As soon as they’re ripe, we’re going to be swimming in red raspberries. In the meantime, we’ve started to harvest the black ones. There was some question as to whether we had black raspberries or blackberries, but the internet is a wonderful thing, and I’ve just confirmed that they are, indeed, raspberries. It’s funny, though–the red raspberries in their forming stages, right now, are covered with fuzzy coverings, whereas the black raspberries formed right out in the open, starting pale green, then gradually reddening, and now darkening to purple-black.

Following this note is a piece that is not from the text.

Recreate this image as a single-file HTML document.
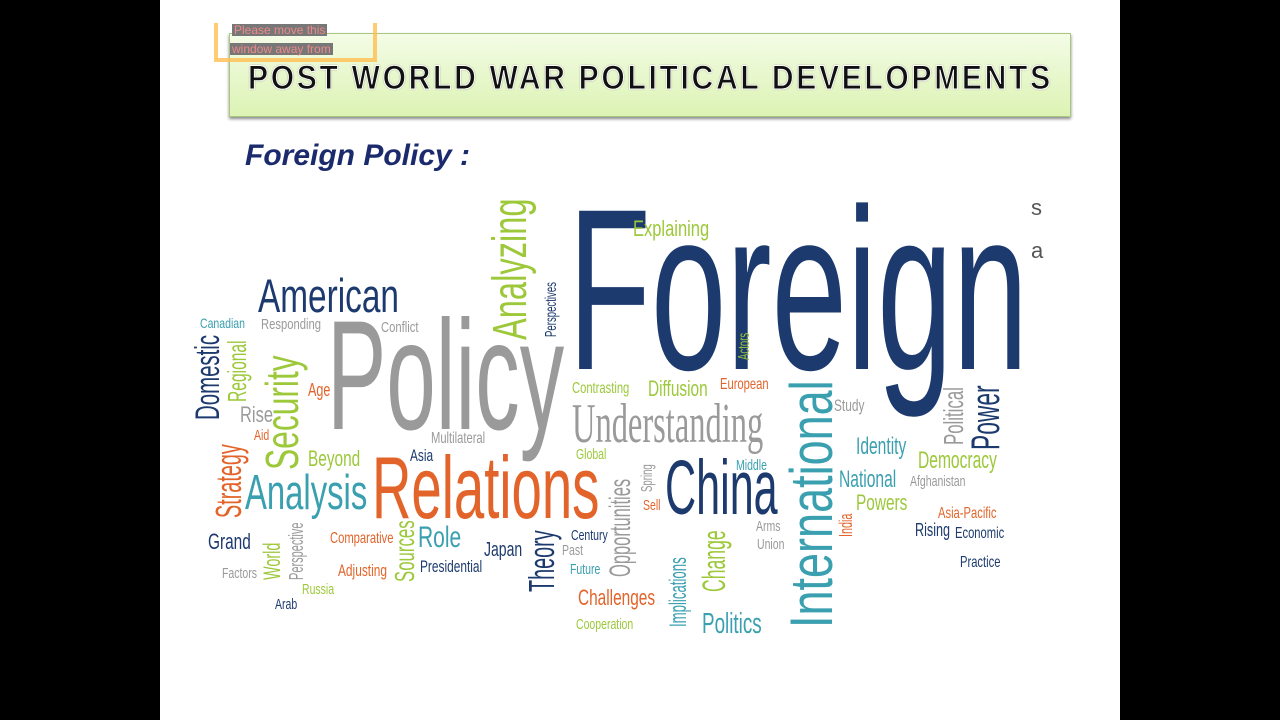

My daughter (whom I have to thank for all this time at home) and I have been out every day since Tuesday, this week, when the first of the berries hit the black phase. The first day, we got just enough berries to cover the bottom of a sour cream container, but this morning, we got a little more than 1 cup, with gave us just enough to make black raspberry jam. Life really is good!

The recipe for the jam is one that I found in a box of Pectin. I had picked up a box because I kept coming across recipes that called for unflavored gelatin, and we never had any. When I grabbed this box, there were no recipes on deck, waiting for it, and I pulled the paper out to see what recipes they recommended. Talk about a great find! There’s a whole chart of jams and jellies that can be made without understanding the canning process or requiring the oppression of the kitchen heat for cooking everything for hours on end. In fact, the only heating required lasts for about 2 minutes, on the stove, and there’s no canning required!

While the baby napped, this afternoon, I got the whole process started. Sadly, I didn’t realize, when I got the Pectin, that there are low-sugar and no-sugar recipe alternatives, which require a different kind of Pectin. So, this batch is full-sugar…more sugar than fruit, actually. I’m curious to see how it turns out, since this is the first time ’round, for any kind of fruit spread. The recipe is in probably every box of Pectin, but I was astounded by how simple it is….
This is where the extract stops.